■ Problem to solve: Extract everything from the first line through the line with "import React from", both ends included, except for any pictures.

'''

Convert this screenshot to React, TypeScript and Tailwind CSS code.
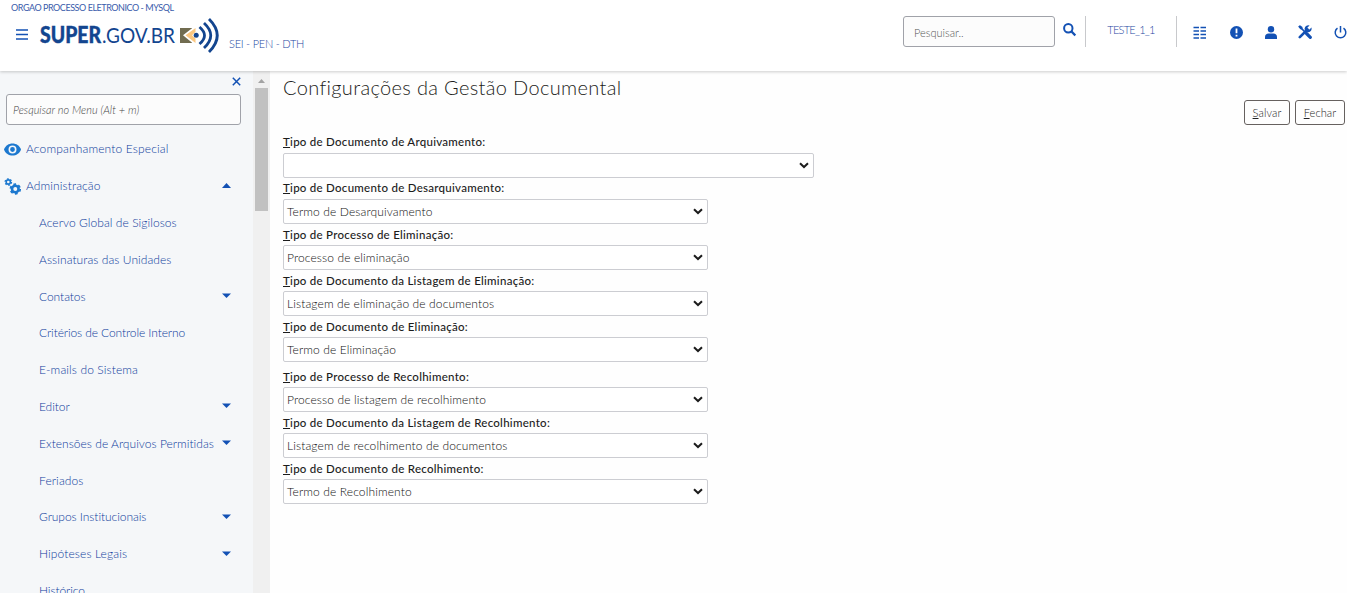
import React from "react";

const menu: { label: string; arrow?: boolean; spacing?: string }[] = [
  { label: "Acervo Global de Sigilosos", spacing: "tracking-[0.060px]" },
  { label: "Assinaturas das Unidades", spacing: "tracking-[0.060px]" },
  { label: "Contatos", arrow: true, spacing: "tracking-[-0.050px]" },
  { label: "Critérios de Controle Interno", spacing: "tracking-[-0.100px]" },
  { label: "E-mails do Sistema" },
  { label: "Editor", arrow: true, spacing: "tracking-[-0.050px]" },
  { label: "Extensões de Arquivos Permitidas", arrow: true, spacing: "tracking-[0.030px]" },
  { label: "Feriados" },
  { label: "Grupos Institucionais", arrow: true, spacing: "tracking-[-0.060px]" },
  { label: "Hipóteses Legais", arrow: true },
  { label: "Histórico", spacing: "tracking-[-0.100px]" },
];

const fields = [
  { label: "ipo de Documento de Arquivamento:", value: "", box: "w-[531px]", lead: "leading-[20px]" },
  { label: "ipo de Documento de Desarquivamento:", value: "Termo de Desarquivamento", box: "w-[425px]", lead: "leading-[20px]" },
  { label: "ipo de Processo de Eliminação:", value: "Processo de eliminação", box: "w-[425px]", lead: "leading-[22px]" },
  { label: "ipo de Documento da Listagem de Eliminação:", value: "Listagem de eliminação de documentos", box: "w-[425px]", lead: "leading-[22px]" },
  { label: "ipo de Documento de Eliminação:", value: "Termo de Eliminação", box: "w-[425px] mb-1", lead: "leading-[22px]" },
  { label: "ipo de Processo de Recolhimento:", value: "Processo de listagem de recolhimento", box: "w-[425px]", lead: "leading-[22px]" },
  { label: "ipo de Documento da Listagem de Recolhimento:", value: "Listagem de recolhimento de documentos", box: "w-[425px]", lead: "leading-[22px]" },
  { label: "ipo de Documento de Recolhimento:", value: "Termo de Recolhimento", box: "w-[425px]", lead: "leading-[22px]" },
];

function Triangle({ up = false }: { up?: boolean }) {
  return (
    <svg width="9" height="5" viewBox="0 0 9 5" className="relative -top-px ml-auto mr-[22px] shrink-0">
      <path d={up ? "M0 5L4.500 0L9 5Z" : "M0 0.500H9L4.500 5Z"} fill="#1351b4" />
    </svg>
  );
}

function Logo() {
  return (
    <svg width="181" height="36" viewBox="0 0 181 36" className="ml-[11px] mt-[3px] shrink-0">
      <g fill="#13458f" fontFamily="Lato, sans-serif" fontSize="22">
        <text x="1" y="25" fontWeight="900" textLength="61" lengthAdjust="spacingAndGlyphs" stroke="#13458f" strokeWidth="0.400">SUPER</text>
        <text x="63" y="25" fontWeight="400" textLength="73" lengthAdjust="spacingAndGlyphs">.GOV.BR</text>
      </g>
      <g transform="translate(141 0)">
        <rect x="0" y="10" width="12" height="15" fill="#716c50" />
        <path d="M13 9.500L3 17.300L13 25.500Z" fill="#fff" />
        <path d="M15.500 10L5.500 17.300L15.500 25V20.500L12 17.300L15.500 14Z" fill="#fbc780" />
        <circle cx="16.200" cy="17.300" r="2.500" fill="#13458f" />
        <g fill="none" stroke="#13458f" strokeWidth="2.800">
          <path d="M19.500 9Q29.500 17.500 19.500 26" />
          <path d="M24 5Q37.500 17.500 24 30" />
          <path d="M29 1Q45.500 17.500 29 34" />
        </g>
      </g>
    </svg>
  );
}

function Header() {
  return (
    <header className="relative z-10 flex h-[71px] shrink-0 flex-col bg-white text-[#1c469f] shadow-[0_1px_3px_rgba(0,0,0,0.2)]">
      <div className="h-[15px] whitespace-nowrap pl-[11px] text-[9px] font-normal leading-[15px] tracking-[-0.450px] text-[#3a5cab]">
        ORGAO PROCESSO ELETRONICO - MYSQL
      </div>
      <div className="flex h-[56px] items-start">
        <svg width="12" height="11" viewBox="0 0 12 11" className="ml-4 mt-[14px]">
          <path d="M0 1H12M0 5.500H12M0 10H12" stroke="#1351b4" strokeWidth="1.500" />
        </svg>
        <Logo />
        <div className="ml-[9px] mt-5 whitespace-nowrap text-[11px] leading-[18px] tracking-[-0.250px]">SEI - PEN - DTH</div>
        <div className="ml-auto mt-px flex h-[31px] w-[152px] items-center rounded-[3px] border border-[#a0a2a9] bg-[#fcfcfc] px-[10px] pt-[3px] text-[11px] text-[#555]">
          Pesquisar..
        </div>
        <svg width="13" height="14" viewBox="0 0 13 14" className="ml-[8px] mr-[-1px] mt-[8px]">
          <circle cx="5.300" cy="5.300" r="4.200" fill="none" stroke="#1351b4" strokeWidth="2" />
          <path d="M8.300 8.300L12.300 12.500" stroke="#1351b4" strokeWidth="2.300" />
        </svg>
        <div className="ml-[10px] mt-px flex h-[31px] w-[92px] justify-center border-x border-[#c8c9cc] text-[11px] leading-[28px]">
          <span className="tracking-[-0.750px]">TESTE_1_1</span>
        </div>
        <div className="-mr-px ml-[17px] mt-[10px] flex items-center text-[#1351b4]">
          <svg width="13" height="13" viewBox="0 0 13 13" className="-ml-px">
            <path d="M0.500 1.500H6M7.500 1.500H13M0.500 5H6M7.500 5H13M0.500 8.500H6M7.500 8.500H13M0.500 12H6M7.500 12H13" stroke="currentColor" strokeWidth="1.500" />
          </svg>
          <svg width="13" height="13" viewBox="0 0 13 13" className="ml-[24px]">
            <circle cx="6.500" cy="6.500" r="6.500" fill="currentColor" />
            <path d="M6.500 2.500V7.200M6.500 8.800V10.500" stroke="white" strokeWidth="1.800" />
          </svg>
          <svg width="12" height="13" viewBox="0 0 12 13" className="ml-[22px]">
            <circle cx="6" cy="3.200" r="3.200" fill="currentColor" />
            <path d="M0 13V11C0 8.900 1.500 7.600 3.500 7.600H8.500C10.500 7.600 12 8.900 12 11V13Z" fill="currentColor" />
          </svg>
          <svg width="14" height="14" viewBox="0 0 14 14" className="ml-[21px]">
            <path d="M1 1L12.500 12.500" stroke="currentColor" strokeWidth="1.700" />
            <path d="M0.300 1.800L2 0.300L4.500 2V4L4 4.500L2.300 4.300Z" fill="currentColor" />
            <path d="M8.500 8.500L12.300 12.300" stroke="currentColor" strokeWidth="3.200" strokeLinecap="round" />
            <path d="M1.800 12.200L9.500 4.500" stroke="currentColor" strokeWidth="2.600" strokeLinecap="round" />
            <path d="M11.600 0.600A3.500 3.500 0 1 0 13.400 2.600L11.500 4.400L9.700 4.200L9.500 2.500Z" fill="currentColor" />
          </svg>
          <svg width="14" height="13" viewBox="0 0 14 13" className="ml-[22px]">
            <path d="M3.500 2.200A5.300 5.300 0 1 0 9.500 2.200M6.500 0V6.500" fill="none" stroke="currentColor" strokeWidth="1.500" />
          </svg>
        </div>
      </div>
    </header>
  );
}

function Sidebar() {
  return (
    <aside className="flex w-[270px] shrink-0 overflow-hidden bg-[#f5f7f9]">
      <div className="w-[253px] text-[12px] text-[#0d3b9c]">
        <div className="flex h-[23px] justify-end pr-3 pt-[6px]">
          <svg width="9" height="9" viewBox="0 0 9 9">
            <path d="M0.800 0.800L8.200 8.200M8.200 0.800L0.800 8.200" stroke="#1351b4" strokeWidth="1.500" />
          </svg>
        </div>
        <div className="ml-[6px] flex h-[31px] w-[235px] items-center rounded-[3px] border border-[#a0a2a9] bg-[#fcfcfc] px-[6px] pt-px text-[11px] italic tracking-[0.020px] text-[#444]">
          Pesquisar no Menu (Alt + m)
        </div>
        <div className="mt-[6px] flex h-[36.800px] items-center">
          <svg width="17" height="13" viewBox="0 0 17 13" className="ml-1 mr-[5px]">
            <path d="M0 6.500C1.500 2.500 4.800 0.500 8.500 0.500S15.500 2.500 17 6.500C15.500 10.500 12.200 12.500 8.500 12.500S1.500 10.500 0 6.500Z" fill="#1c78cf" />
            <circle cx="8.500" cy="6.500" r="3.200" fill="none" stroke="#f5f7f9" strokeWidth="1.600" />
          </svg>
          <span className="tracking-[0.150px]">Acompanhamento Especial</span>
        </div>
        <div className="flex h-[36.800px] items-center">
          <svg width="17" height="17" viewBox="0 0 17 17" className="ml-1 mr-[5px]">
            <g fill="none" stroke="#1c78cf">
              <circle cx="4.300" cy="4" r="2.100" strokeWidth="1.600" />
              <circle cx="4.300" cy="4" r="3.200" strokeWidth="1.300" strokeDasharray="1.700 1.651" />
              <circle cx="11.300" cy="11" r="3.300" strokeWidth="2.600" />
              <circle cx="11.300" cy="11" r="4.900" strokeWidth="1.700" strokeDasharray="2.700 2.431" />
            </g>
          </svg>
          <span className="tracking-[0.100px]">Administração</span>
          <Triangle up />
        </div>
        {menu.map((m) => (
          <div key={m.label} className="flex h-[36.800px] items-center whitespace-nowrap pl-[39px]">
            <span className={m.spacing ?? "tracking-[0.110px]"}>{m.label}</span>
            {m.arrow && <Triangle />}
          </div>
        ))}
      </div>
      <div className="flex w-[17px] flex-col items-center bg-[#f0f0f0]">
        <svg width="7" height="4" viewBox="0 0 7 4" className="mt-2">
          <path d="M0 4L3.500 0L7 4Z" fill="#a3a3a3" />
        </svg>
        <div className="mt-[5px] h-[123px] w-[13px] bg-[#c1c1c1]" />
      </div>
    </aside>
  );
}

export default function App() {
  return (
    <div className="flex h-[593px] w-[1347px] flex-col overflow-hidden bg-[#fefefe] font-['Lato',sans-serif] font-light">
      <Header />
      <div className="flex min-h-0 flex-1">
        <Sidebar />
        <main className="flex-1 pl-[13px]">
          <h1 className="h-[29px] text-[20px] leading-[32px] tracking-[0.340px] text-[#1c1c20]">Configurações da Gestão Documental</h1>
          <div className="flex h-[25px] justify-end gap-[5px] pr-[2px] text-[11px] text-[#222]">
            <button className="w-[46px] rounded-[3px] border border-[#66615f] pt-px tracking-[0.100px]"><u>S</u>alvar</button>
            <button className="w-[50px] rounded-[3px] border border-[#66615f] pt-px tracking-[0.100px]"><u>F</u>echar</button>
          </div>
          <div className="mt-[7px]">
            {fields.map((f) => (
              <div key={f.label}>
                <div className={`h-[21px] text-[11.500px] font-medium tracking-[0.270px] text-[#1c1c1c] ${f.lead}`}><u>T</u>{f.label}</div>
                <div className={`flex h-[25px] items-center rounded-[2px] border border-[#cccdd2] bg-white pl-[3px] pr-1 text-[12px] tracking-[0.120px] text-[#111] ${f.box}`}>
                  {f.value}
                  <svg width="10" height="7" viewBox="0 0 10 7" className="ml-auto">
                    <path d="M1 1.200L5 5L9 1.200" fill="none" stroke="#1c1c1c" strokeWidth="2" />
                  </svg>
                </div>
              </div>
            ))}
          </div>
        </main>
      </div>
    </div>
  );
}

'''

■ Exercise response:
Convert this screenshot to React, TypeScript and Tailwind CSS code.
import React from "react";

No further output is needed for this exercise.